In doing some homework, I gather a typical 9V battery has about 0.55Ah of charge capacity in it (perhaps this is out then!), and a single AA battery has about 2.4Ah so perhaps its better suited to this task.. I also checked the spec sheet for the pic processor and it appears that it's consumption in power-down mode (?) is somewhere between 24μA and 350μA (not sure how to read the chart on page 288 ) and will need to use the RTC obviously which I believe consumes additional current.

Anyway, does this sound do-able -- running this PIC24 that will literally be sleeping 99.9% (it'll only be awake for programming via buttons/lcd or when it's time to do work -- for ~1 minute out of the day)?

If it can't be run for a year from a set of batteries, I could make it require a 12VDC external source since it'll be wired up to other devices anyway..

Am I off-base with my thinking?

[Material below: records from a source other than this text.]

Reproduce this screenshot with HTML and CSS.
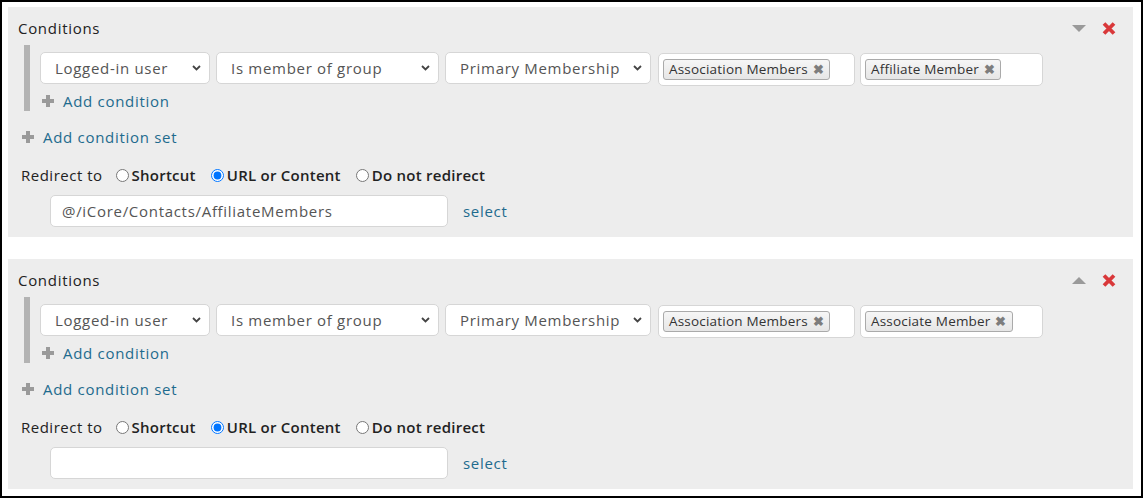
FILE: index.html
```html
<!DOCTYPE html>
<html lang="en">
<head>
    <meta charset="UTF-8">
    <title>Redirect rules</title>
    <link rel="stylesheet" href="styles.css">
</head>
<body>
<div class="frame">

    <!-- rule 1 -->
    <div class="rule">
        <div class="rule-head">
            <span class="rule-title">Conditions</span>
            <div class="rule-tools">
                <svg class="arrow" width="14" height="8" viewBox="0 0 14 8"><path d="M0 0H14L7 7Z" fill="#9a9a9a"/></svg>
                <svg class="remove" width="14" height="13" viewBox="0 0 14 13"><path d="M2 1.5L12 11.5M12 1.5L2 11.5" stroke="#d9383a" stroke-width="3.8"/></svg>
            </div>
        </div>

        <div class="cond-set">
            <div class="cond-row">
                <div class="select w1">Logged-in user<svg width="9" height="6" viewBox="0 0 9 6"><path d="M1 1L4.5 4.5L8 1" fill="none" stroke="#444" stroke-width="1.8"/></svg></div>
                <div class="select w2">Is member of group<svg width="9" height="6" viewBox="0 0 9 6"><path d="M1 1L4.5 4.5L8 1" fill="none" stroke="#444" stroke-width="1.8"/></svg></div>
                <div class="select w3">Primary Membership<svg width="9" height="6" viewBox="0 0 9 6"><path d="M1 1L4.5 4.5L8 1" fill="none" stroke="#444" stroke-width="1.8"/></svg></div>
                <div class="tags t1"><span class="chip">Association Members <b>&#10006;</b></span></div>
                <div class="tags t2"><span class="chip">Affiliate Member <b>&#10006;</b></span></div>
            </div>
            <a class="add add-cond"><i class="plus"></i>Add condition</a>
        </div>

        <a class="add add-set"><i class="plus"></i>Add condition set</a>

        <div class="redirect">
            <span class="redirect-label">Redirect to</span>
            <label><input type="radio" name="r1">Shortcut</label>
            <label><input type="radio" name="r1" checked>URL or Content</label>
            <label><input type="radio" name="r1">Do not redirect</label>
        </div>

        <div class="target">
            <input class="url" type="text" value="@/iCore/Contacts/AffiliateMembers">
            <a class="pick">select</a>
        </div>
    </div>

    <!-- rule 2 -->
    <div class="rule">
        <div class="rule-head">
            <span class="rule-title">Conditions</span>
            <div class="rule-tools">
                <svg class="arrow" width="14" height="8" viewBox="0 0 14 8"><path d="M0 7H14L7 0Z" fill="#9a9a9a"/></svg>
                <svg class="remove" width="14" height="13" viewBox="0 0 14 13"><path d="M2 1.5L12 11.5M12 1.5L2 11.5" stroke="#d9383a" stroke-width="3.8"/></svg>
            </div>
        </div>

        <div class="cond-set">
            <div class="cond-row">
                <div class="select w1">Logged-in user<svg width="9" height="6" viewBox="0 0 9 6"><path d="M1 1L4.5 4.5L8 1" fill="none" stroke="#444" stroke-width="1.8"/></svg></div>
                <div class="select w2">Is member of group<svg width="9" height="6" viewBox="0 0 9 6"><path d="M1 1L4.5 4.5L8 1" fill="none" stroke="#444" stroke-width="1.8"/></svg></div>
                <div class="select w3">Primary Membership<svg width="9" height="6" viewBox="0 0 9 6"><path d="M1 1L4.5 4.5L8 1" fill="none" stroke="#444" stroke-width="1.8"/></svg></div>
                <div class="tags t1"><span class="chip">Association Members <b>&#10006;</b></span></div>
                <div class="tags t2"><span class="chip">Associate Member <b>&#10006;</b></span></div>
            </div>
            <a class="add add-cond"><i class="plus"></i>Add condition</a>
        </div>

        <a class="add add-set"><i class="plus"></i>Add condition set</a>

        <div class="redirect">
            <span class="redirect-label">Redirect to</span>
            <label><input type="radio" name="r2">Shortcut</label>
            <label><input type="radio" name="r2" checked>URL or Content</label>
            <label><input type="radio" name="r2">Do not redirect</label>
        </div>

        <div class="target">
            <input class="url" type="text" value="">
            <a class="pick">select</a>
        </div>
    </div>

</div>
</body>
</html>
```

FILE: styles.css
```css
* {
    box-sizing: border-box;
}

body {
    margin: 0;
    font-family: 'Open Sans', sans-serif;
    letter-spacing: 0.7px;
    color: #222;
}

.frame {
    height: 100vh;
    border: 2px solid #000;
    padding: 5px 8px 7px 6px;
    display: flex;
    flex-direction: column;
    gap: 22px;
}

/* one redirect rule */
.rule {
    background: #ededed;
    padding: 11px 10px 10px 10px;
    height: 230px;
}

.rule-head {
    display: flex;
    justify-content: space-between;
    align-items: center;
    height: 20px;
}

.rule-title {
    font-size: 15px;
    font-weight: 500;
}

.rule-tools {
    display: flex;
    align-items: center;
    gap: 16px;
    padding-right: 7px;
    margin-top: 1px;
}

/* condition set with grey bar */
.cond-set {
    margin: 7px 0 0 6px;
    border-left: 6px solid #b3b3b3;
    padding: 7px 0 0 10px;
}

.cond-row {
    display: flex;
    gap: 6px;
}

.select {
    height: 32px;
    background: #fff;
    border: 1px solid #d6d6d6;
    border-radius: 5px;
    padding: 0 8px 0 14px;
    display: flex;
    align-items: center;
    justify-content: space-between;
    font-size: 15px;
    color: #555;
}
.w1 { width: 170px; }
.w2 { width: 223px; }
.w3 { width: 206px; }

.tags {
    height: 33px;
    margin-top: 1px;
    background: #fff;
    border: 1px solid #d6d6d6;
    border-radius: 5px;
    padding: 3px 4px;
}
.t1 { width: 197px; margin-left: 1px; }
.t2 { width: 183px; margin-left: -1px; }

.chip {
    display: inline-flex;
    align-items: center;
    height: 21px;
    padding: 0 5px;
    border: 1px solid #aaa;
    border-radius: 3px;
    background: linear-gradient(#f6f6f6, #e6e6e6);
    font-size: 13.5px;
    letter-spacing: 0.2px;
    color: #333;
    white-space: pre;
}
.chip b {
    font-size: 12.5px;
    color: #7d7d7d;
    margin-left: 1px;
}

/* add links */
.add {
    display: flex;
    align-items: center;
    height: 20px;
    font-size: 15px;
    color: #1e6b8e;
}

.plus {
    position: relative;
    width: 12px;
    height: 12px;
    margin-right: 9px;
}
.plus::before,
.plus::after {
    content: '';
    position: absolute;
    background: #9a9a9a;
}
.plus::before { left: 4px; top: 0; width: 4px; height: 12px; }
.plus::after { left: 0; top: 4px; width: 12px; height: 4px; }

.add-cond {
    margin: 5px 0 0 2px;
}

.add-set {
    margin: 16px 0 0 4px;
}

/* redirect choice */
.redirect {
    display: flex;
    align-items: center;
    height: 20px;
    margin: 18px 0 0 3px;
    font-size: 15px;
}

.redirect-label {
    font-weight: 500;
    letter-spacing: 0.5px;
    margin-right: 13px;
}

.redirect label {
    display: flex;
    align-items: center;
    font-weight: 600;
    letter-spacing: 0.25px;
    margin-right: 15px;
}

.redirect input {
    margin: 0 3px 0 0;
    width: 13px;
    height: 13px;
}

.target {
    display: flex;
    align-items: center;
    margin: 10px 0 0 32px;
}

.url {
    width: 398px;
    height: 32px;
    border: 1px solid #d6d6d6;
    border-radius: 5px;
    padding: 0 11px;
    font-family: inherit;
    font-size: 15px;
    letter-spacing: 0.7px;
    color: #555;
    outline: none;
}

.pick {
    margin-left: 15px;
    font-size: 15px;
    color: #1e6b8e;
}
```
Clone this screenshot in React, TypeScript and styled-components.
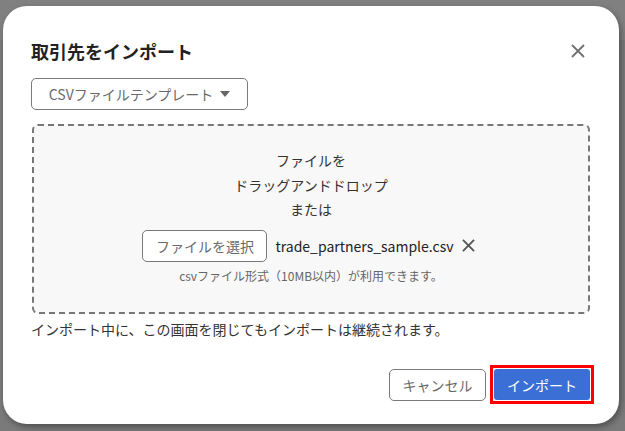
import React from 'react';
import styled, { createGlobalStyle } from 'styled-components';

const GlobalStyle = createGlobalStyle`
  html, body {
    margin: 0;
    padding: 0;
    width: 625px;
    height: 431px;
    overflow: hidden;
    font-family: "Noto Sans CJK JP", "Noto Sans", sans-serif;
  }
`;

const Backdrop = styled.div`
  width: 625px;
  height: 431px;
  background: #7a7a7a;
  display: flex;
  flex-direction: column;
  box-sizing: border-box;
  padding: 6px 6px 7px 3px;
  position: relative;
`;

const BackdropBand = styled.div`
  position: absolute;
  top: 0;
  left: 0;
  right: 0;
  height: 40px;
  background: #808080;
`;

const Dialog = styled.div`
  position: relative;
  flex: 1;
  background: #fff;
  border-radius: 24px;
  box-shadow: 2px 3px 6px rgba(0, 0, 0, 0.35);
  padding: 32px 28px 20px 28px;
  display: flex;
  flex-direction: column;
  box-sizing: border-box;
`;

const Header = styled.div`
  display: flex;
  align-items: center;
  justify-content: space-between;
  height: 26px;
`;

const Title = styled.h2`
  margin: 0;
  font-size: 18px;
  font-weight: 700;
  color: #222;
  line-height: 26px;
`;

const CloseButton = styled.button`
  border: none;
  background: none;
  padding: 0;
  margin-right: 4px;
  width: 18px;
  height: 18px;
  display: flex;
  align-items: center;
  justify-content: center;
  cursor: pointer;
`;

const OutlineButton = styled.button<{ $w?: number }>`
  box-sizing: border-box;
  height: 32px;
  ${(p) => (p.$w ? `width: ${p.$w}px;` : '')}
  padding: 0 12px;
  border: 1px solid #7a7a7a;
  border-radius: 5px;
  background: #fff;
  color: #6a6a6a;
  font-family: inherit;
  font-size: 14px;
  display: inline-flex;
  align-items: center;
  justify-content: center;
  gap: 7px;
  cursor: pointer;
`;

const TemplateRow = styled.div`
  margin-top: 14px;
  display: flex;
`;

const DropZone = styled.div`
  margin-top: 14px;
  margin-left: 1px;
  margin-right: 1px;
  height: 190px;
  box-sizing: border-box;
  border: 2px dashed #777;
  border-radius: 6px;
  background: #f8f8f8;
  display: flex;
  flex-direction: column;
  align-items: center;
  padding-top: 22px;
`;

const DropLine = styled.div`
  font-size: 14px;
  color: #333;
  line-height: 24.5px;
`;

const FileRow = styled.div`
  margin-top: 8px;
  display: flex;
  align-items: center;
  gap: 8px;
  margin-right: 5px;
`;

const FileName = styled.span`
  font-size: 14px;
  color: #222;
`;

const RemoveButton = styled.button`
  border: none;
  background: none;
  padding: 0;
  display: flex;
  align-items: center;
  cursor: pointer;
`;

const Hint = styled.div`
  margin-top: 5px;
  font-size: 12px;
  color: #666;
  line-height: 18px;
`;

const Note = styled.p`
  margin: 5px 0 0;
  font-size: 14px;
  color: #333;
  line-height: 20px;
`;

const Footer = styled.div`
  margin-top: auto;
  margin-right: -3px;
  display: flex;
  justify-content: flex-end;
  align-items: center;
  gap: 4px;
`;

const FocusRing = styled.span`
  display: inline-flex;
  border: 3px solid #f00;
  padding: 1px;
  background: #fff;
`;

const PrimaryButton = styled.button`
  box-sizing: border-box;
  height: 31px;
  width: 96px;
  border: none;
  border-radius: 3px;
  background: #3b6fd6;
  color: #fff;
  font-family: inherit;
  font-size: 14px;
  cursor: pointer;
`;

const XIcon = ({ size, color, w }: { size: number; color: string; w: number }) => (
  <svg width={size} height={size} viewBox="0 0 14 14">
    <path d="M1 1L13 13M13 1L1 13" stroke={color} strokeWidth={w} />
  </svg>
);

const Caret = () => (
  <svg width="10" height="6" viewBox="0 0 10 6">
    <path d="M0 0H10L5 6Z" fill="#666" />
  </svg>
);

export default function App() {
  return (
    <>
      <GlobalStyle />
      <Backdrop>
        <BackdropBand />
        <Dialog>
          <Header>
            <Title>取引先をインポート</Title>
            <CloseButton aria-label="閉じる">
              <XIcon size={14} color="#707070" w={1.8} />
            </CloseButton>
          </Header>
          <TemplateRow>
            <OutlineButton $w={217}>
              CSVファイルテンプレート
              <Caret />
            </OutlineButton>
          </TemplateRow>
          <DropZone>
            <DropLine>ファイルを</DropLine>
            <DropLine>ドラッグアンドドロップ</DropLine>
            <DropLine>または</DropLine>
            <FileRow>
              <OutlineButton $w={125}>ファイルを選択</OutlineButton>
              <FileName>trade_partners_sample.csv</FileName>
              <RemoveButton aria-label="削除">
                <XIcon size={13} color="#555" w={2} />
              </RemoveButton>
            </FileRow>
            <Hint>csvファイル形式（10MB以内）が利用できます。</Hint>
          </DropZone>
          <Note>インポート中に、この画面を閉じてもインポートは継続されます。</Note>
          <Footer>
            <OutlineButton $w={97}>キャンセル</OutlineButton>
            <FocusRing>
              <PrimaryButton>インポート</PrimaryButton>
            </FocusRing>
          </Footer>
        </Dialog>
      </Backdrop>
    </>
  );
}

Anyone used a PIC24 on batteries and if so, how long does it run before they ran dry (and under what circumstances)?

 

I did a "for fun" app using a PIC10-something off a coin cell to sleep for long life. It never seemed to run for as long as I thought it would, but I might have got light one it. (It was a fridge door-open detector, came alive with light, beeped a few seconds later. In the dark it slept.)

I would not go doubling up on batteries. If you already have a big 12V battery getting recharged via solar each day then I would run the micro off that too. It does complicate things as the regulator for going from 12 to 5V will probably take more power then a sleeping PIC.